Every pupil in Flanders must have access to a computer from the fifth year up to and including the end of secondary school. A plan by the Flemish Minister of Education Ben Weyts should make this possible.
Weyts is reserving 375 million euros for the next two years to be able to loan a computer to every student in Flanders. Computers for shared use will be made available in the classroom for students up to the fifth grade. This is stated in the Flemish vision memorandum ‘Digisprong’, an ICT plan to improve the quality of digital education in Flanders.
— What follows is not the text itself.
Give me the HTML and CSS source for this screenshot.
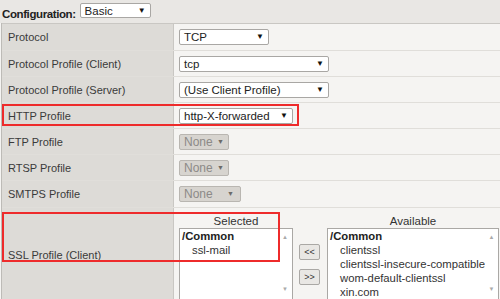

The memorandum refers to ‘devices’ for students, as part of the plan to make ICT equipment more available in schools. This offers the possibility to use laptops, tablets and desktop PCs, although in practice it will usually be laptops. When purchasing, the government pays attention to the working conditions in the production and durability of the devices and the memorandum mentions, among other things, the refurbishing of depreciated hardware as a possibility.
In response to the corona crisis, the Flemish government already started the ‘Digital for Youth’ laptop project last year and subsidized the purchase of 15,000 new laptops for vulnerable children of the second and third grade of secondary education. Other plans that the minister has to improve the quality of digital education are to provide teachers with better support with ICT equipment, to provide better infrastructure in schools with regard to internet and software, and to update knowledge and expertise about cybersecurity.
The plans refer to the results of an ICT monitor from 2018, which showed that a large part of the ICT infrastructure in schools is outdated. In primary education, 57 percent of desktops and laptops were older than four years. In secondary education, this was one third of desktops and laptops.